I’m going to continue asking those questions of myself, and I am sure the answers will fluctuate depending on students’ needs. Nevertheless, this activity and the results from it, especially compared to the results obtained in other settings with similar problems, gave me a renewed appreciation for the role of non-“math class questions,” group work, conceptual understanding, and student questioning in developing mathematical reasoning and sense-making. I work hard at promoting critical thinking and conceptual understanding, and believe elementary school teachers in my district do too. I think this emphasis contributed to how well the da Vinci students did at identifying the nonsense question. Students also clearly progressed in their thinking in the group discussion, partly because they were comfortable with this format, and they developed sophisticated ideas together of what the activity was about. Finally, I allow and sometimes even encourage students to criticize textbook problems that don’t seem to match real life (though often we solve them anyway). This used to feel indulgent, but now I feel it is important for my classroom culture and their critical thinking.

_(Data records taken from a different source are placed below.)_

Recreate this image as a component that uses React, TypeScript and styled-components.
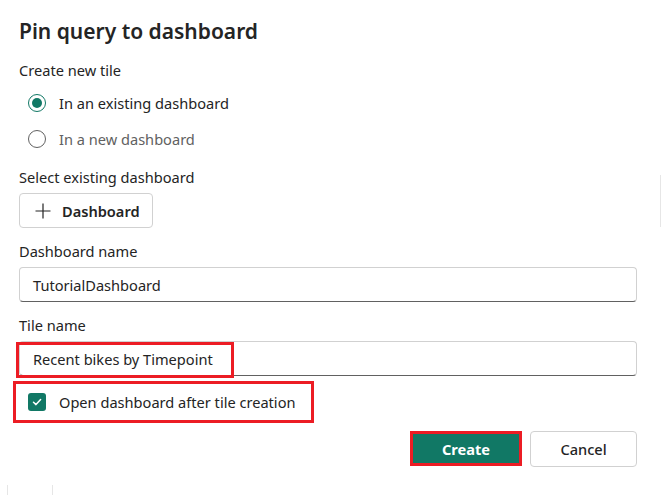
import React from "react";
import styled, { createGlobalStyle } from "styled-components";

const Global = createGlobalStyle`
  html, body { margin: 0; padding: 0; background: #ffffff; }
  body { font-family: "Noto Sans", "Open Sans", sans-serif; color: #242424; }
  * { box-sizing: border-box; }
`;

const Page = styled.div`
  width: 661px;
  height: 495px;
  display: flex;
  overflow: hidden;
  background: #fff;
`;

const Main = styled.div`
  flex: 1;
  display: flex;
  flex-direction: column;
`;

const Dialog = styled.div`
  display: flex;
  flex-direction: column;
  padding: 17px 23px 0 19px;
`;

const Rail = styled.div`
  width: 1px;
  height: 52px;
  margin-top: 175px;
  background: #e6e6e6;
`;

const Title = styled.h1`
  margin: 0;
  font-size: 21px;
  line-height: 28px;
  font-weight: 600;
  color: #242424;
`;

const Label = styled.div<{ $top: number }>`
  margin-top: ${(p) => p.$top}px;
  font-size: 14.6px;
  line-height: 20px;
  color: #242424;
`;

const RadioGroup = styled.div`
  display: flex;
  flex-direction: column;
  margin-top: 5px;
  padding-left: 9px;
`;

const RadioRow = styled.label<{ $muted?: boolean }>`
  display: flex;
  align-items: center;
  height: 36px;
  gap: 13px;
  font-size: 14.6px;
  color: ${(p) => (p.$muted ? "#616161" : "#242424")};
`;

const RadioCircle = styled.span<{ $checked?: boolean }>`
  width: 18px;
  height: 18px;
  border-radius: 50%;
  border: 1px solid ${(p) => (p.$checked ? "#117865" : "#616161")};
  display: flex;
  align-items: center;
  justify-content: center;
  &::after {
    content: "";
    width: 10px;
    height: 10px;
    border-radius: 50%;
    background: ${(p) => (p.$checked ? "#117865" : "transparent")};
  }
`;

const AddButton = styled.button`
  margin-top: 6px;
  align-self: flex-start;
  height: 35px;
  width: 134px;
  display: flex;
  align-items: center;
  gap: 11px;
  padding: 0 0 0 15px;
  background: #fff;
  border: 1px solid #d1d1d1;
  border-radius: 4px;
  font-family: inherit;
  font-size: 14.6px;
  font-weight: 600;
  color: #242424;
`;

const Input = styled.div`
  margin-top: 6px;
  height: 35px;
  width: 618px;
  display: flex;
  align-items: center;
  padding-left: 13px;
  border: 1px solid #d1d1d1;
  border-bottom-color: #616161;
  border-radius: 4px;
  font-size: 14.6px;
  color: #242424;
  position: relative;
`;

const Highlight = styled.span`
  position: absolute;
  left: -4px;
  top: 0px;
  width: 218px;
  height: 36px;
  border: 3px solid #ec1c24;
`;

const CheckRow = styled.div`
  margin-top: 5px;
  margin-left: -6px;
  width: 301px;
  height: 42px;
  display: flex;
  align-items: center;
  gap: 13px;
  padding-left: 12px;
  border: 3px solid #ec1c24;
  font-size: 14.6px;
  color: #242424;
`;

const CheckBox = styled.span`
  width: 18px;
  height: 18px;
  border-radius: 3px;
  background: #117865;
  display: flex;
  align-items: center;
  justify-content: center;
`;

const Footer = styled.div`
  margin-top: 8px;
  display: flex;
  justify-content: flex-end;
  gap: 8px;
  width: 618px;
`;

const PrimaryButton = styled.button`
  width: 112px;
  height: 35px;
  background: #117865;
  border: 3px solid #ec1c24;
  border-radius: 0;
  color: #fff;
  font-family: inherit;
  font-size: 14.6px;
  font-weight: 700;
`;

const SecondaryButton = styled.button`
  width: 107px;
  height: 36px;
  background: #fff;
  border: 1px solid #d1d1d1;
  border-radius: 4px;
  color: #242424;
  font-family: inherit;
  font-size: 14.6px;
  font-weight: 500;
`;

const Stub = styled.div`
  margin-top: auto;
  margin-left: 7px;
  width: 46px;
  height: 10px;
  border-left: 1px solid #e6e6e6;
  border-right: 1px solid #e6e6e6;
`;

export default function App() {
  return (
    <Page>
      <Global />
      <Main>
        <Dialog>
          <Title>Pin query to dashboard</Title>
          <Label $top={15}>Create new tile</Label>
          <RadioGroup>
            <RadioRow>
              <RadioCircle $checked />
              In an existing dashboard
            </RadioRow>
            <RadioRow $muted>
              <RadioCircle />
              In a new dashboard
            </RadioRow>
          </RadioGroup>
          <Label $top={10}>Select existing dashboard</Label>
          <AddButton>
            <svg width="16" height="16" viewBox="0 0 16 16">
              <path d="M8 0.5V15.5M0.5 8H15.5" stroke="#242424" strokeWidth="1.2" fill="none" />
            </svg>
            Dashboard
          </AddButton>
          <Label $top={13}>Dashboard name</Label>
          <Input>TutorialDashboard</Input>
          <Label $top={13}>Tile name</Label>
          <Input>
            <Highlight />
            Recent bikes by Timepoint
          </Input>
          <CheckRow>
            <CheckBox>
              <svg width="12" height="12" viewBox="0 0 12 12">
                <path d="M2.5 6.2L5 8.6L9.6 3.6" stroke="#fff" strokeWidth="1.5" fill="none" strokeLinecap="round" strokeLinejoin="round" />
              </svg>
            </CheckBox>
            Open dashboard after tile creation
          </CheckRow>
          <Footer>
            <PrimaryButton>Create</PrimaryButton>
            <SecondaryButton>Cancel</SecondaryButton>
          </Footer>
        </Dialog>
        <Stub />
      </Main>
      <Rail />
    </Page>
  );
}
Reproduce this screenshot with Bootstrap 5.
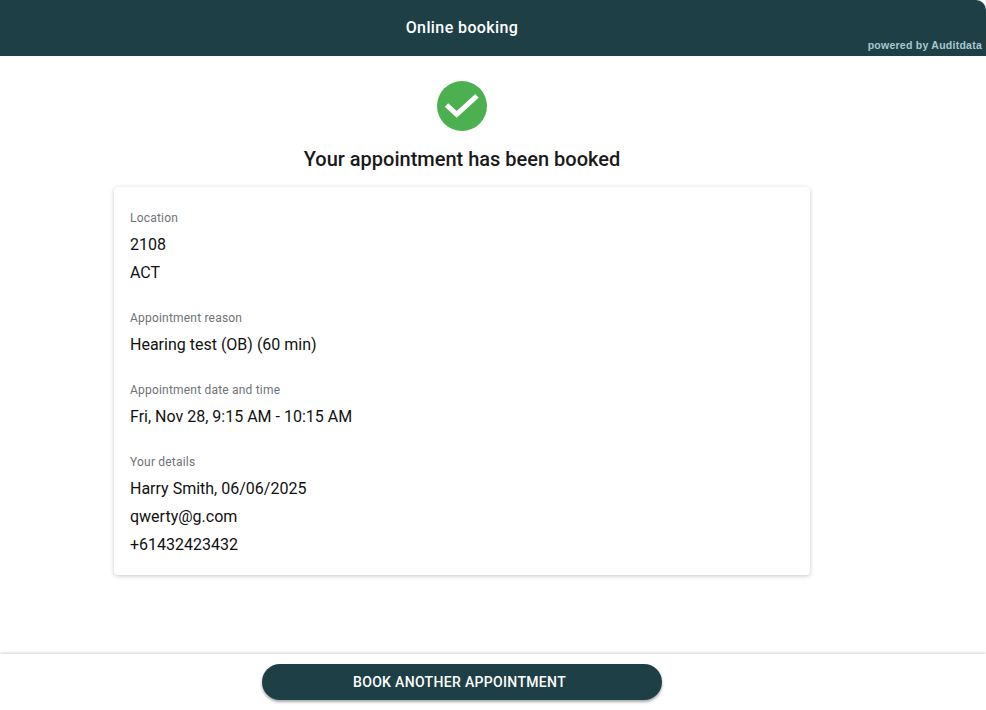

I also realized that our students need us to convey that mathematical reasoning and sense-making is not about getting procedural answers as fast as possible. When students use math outside of the classroom, they must make decisions about what types of problems they can solve and what information they will need. We do them a disservice if we only give them “plug-and-chug” problems. For Groups B and C, I recorded that 19 out of 44 students (43%) felt stupid when they could not solve the nonsense problem, including many who had correctly answered that there was not enough information. I hope they finished class realizing that the same critical thinking that made them so uneasy that they were “doing it wrong” was actually a strength.
As Dan Meyer says, “Math makes sense of the world. Math is the vocabulary for your own intuition.” Our students all deserve to have that experience.